» GOAL OF THE EXERCISE
Work out how many lines in the listing below include the word "component"; answer with the number alone.

—————

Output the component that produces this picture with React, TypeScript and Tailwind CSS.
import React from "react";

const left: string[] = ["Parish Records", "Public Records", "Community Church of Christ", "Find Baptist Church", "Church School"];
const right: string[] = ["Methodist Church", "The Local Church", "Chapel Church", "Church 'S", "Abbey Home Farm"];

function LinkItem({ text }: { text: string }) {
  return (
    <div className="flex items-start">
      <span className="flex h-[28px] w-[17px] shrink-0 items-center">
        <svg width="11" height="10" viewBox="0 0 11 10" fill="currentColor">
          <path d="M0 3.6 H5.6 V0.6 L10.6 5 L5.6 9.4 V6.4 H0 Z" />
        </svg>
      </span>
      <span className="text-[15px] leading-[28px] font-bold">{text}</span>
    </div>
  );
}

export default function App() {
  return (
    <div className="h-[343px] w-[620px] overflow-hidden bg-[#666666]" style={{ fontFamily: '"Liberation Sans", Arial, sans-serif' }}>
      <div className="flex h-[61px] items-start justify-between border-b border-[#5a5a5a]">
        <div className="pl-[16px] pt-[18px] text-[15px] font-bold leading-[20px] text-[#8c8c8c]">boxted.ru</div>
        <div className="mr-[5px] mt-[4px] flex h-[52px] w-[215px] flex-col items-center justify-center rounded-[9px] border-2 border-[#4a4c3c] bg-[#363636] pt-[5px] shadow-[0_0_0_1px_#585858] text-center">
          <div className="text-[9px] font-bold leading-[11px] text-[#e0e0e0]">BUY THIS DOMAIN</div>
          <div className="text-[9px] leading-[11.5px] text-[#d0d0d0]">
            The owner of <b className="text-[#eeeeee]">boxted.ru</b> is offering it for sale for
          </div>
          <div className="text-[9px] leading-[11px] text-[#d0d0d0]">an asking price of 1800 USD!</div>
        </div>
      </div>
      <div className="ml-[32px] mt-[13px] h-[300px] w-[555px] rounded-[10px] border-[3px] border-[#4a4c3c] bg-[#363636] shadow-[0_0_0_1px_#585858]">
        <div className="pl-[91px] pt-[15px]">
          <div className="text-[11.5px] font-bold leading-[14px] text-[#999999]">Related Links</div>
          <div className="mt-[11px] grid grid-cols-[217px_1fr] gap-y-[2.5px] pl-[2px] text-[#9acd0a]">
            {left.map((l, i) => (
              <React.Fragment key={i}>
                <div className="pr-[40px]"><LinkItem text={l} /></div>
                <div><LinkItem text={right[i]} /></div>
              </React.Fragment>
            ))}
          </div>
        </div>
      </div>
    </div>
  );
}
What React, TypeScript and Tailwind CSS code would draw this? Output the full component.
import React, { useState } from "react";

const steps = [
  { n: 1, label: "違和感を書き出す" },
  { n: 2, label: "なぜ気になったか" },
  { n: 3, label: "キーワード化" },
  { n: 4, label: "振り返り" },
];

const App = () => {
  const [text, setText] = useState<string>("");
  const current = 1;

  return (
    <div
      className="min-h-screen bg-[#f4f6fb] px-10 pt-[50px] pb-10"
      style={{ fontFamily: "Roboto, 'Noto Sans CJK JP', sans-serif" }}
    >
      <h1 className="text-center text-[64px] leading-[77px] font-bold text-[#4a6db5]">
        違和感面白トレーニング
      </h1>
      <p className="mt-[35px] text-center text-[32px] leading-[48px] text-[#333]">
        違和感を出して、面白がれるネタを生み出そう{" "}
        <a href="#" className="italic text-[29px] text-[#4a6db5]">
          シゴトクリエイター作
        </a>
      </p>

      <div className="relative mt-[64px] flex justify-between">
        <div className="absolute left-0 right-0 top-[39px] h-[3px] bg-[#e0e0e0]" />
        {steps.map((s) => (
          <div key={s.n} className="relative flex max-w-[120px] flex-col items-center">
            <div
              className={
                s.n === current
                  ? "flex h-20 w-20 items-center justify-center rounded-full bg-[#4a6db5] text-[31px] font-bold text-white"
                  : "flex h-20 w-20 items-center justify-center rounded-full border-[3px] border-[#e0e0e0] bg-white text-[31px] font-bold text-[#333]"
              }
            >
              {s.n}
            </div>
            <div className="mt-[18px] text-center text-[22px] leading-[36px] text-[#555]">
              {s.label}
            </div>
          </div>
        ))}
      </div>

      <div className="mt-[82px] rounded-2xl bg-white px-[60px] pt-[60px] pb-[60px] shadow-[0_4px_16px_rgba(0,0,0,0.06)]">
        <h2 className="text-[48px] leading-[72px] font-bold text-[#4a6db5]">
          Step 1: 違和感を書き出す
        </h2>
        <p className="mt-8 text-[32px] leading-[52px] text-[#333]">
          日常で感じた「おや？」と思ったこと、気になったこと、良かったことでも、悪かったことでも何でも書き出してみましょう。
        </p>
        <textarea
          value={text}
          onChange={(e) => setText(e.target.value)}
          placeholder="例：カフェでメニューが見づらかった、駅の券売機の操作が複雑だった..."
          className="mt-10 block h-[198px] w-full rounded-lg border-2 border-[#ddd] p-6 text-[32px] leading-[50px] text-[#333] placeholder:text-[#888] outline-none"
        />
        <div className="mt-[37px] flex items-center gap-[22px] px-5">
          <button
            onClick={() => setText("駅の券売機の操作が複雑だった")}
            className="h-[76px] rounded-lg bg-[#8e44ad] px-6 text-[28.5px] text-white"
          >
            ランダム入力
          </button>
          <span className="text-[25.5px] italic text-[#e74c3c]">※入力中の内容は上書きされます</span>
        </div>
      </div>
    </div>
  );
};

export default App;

—————

» FULL SOLUTION
2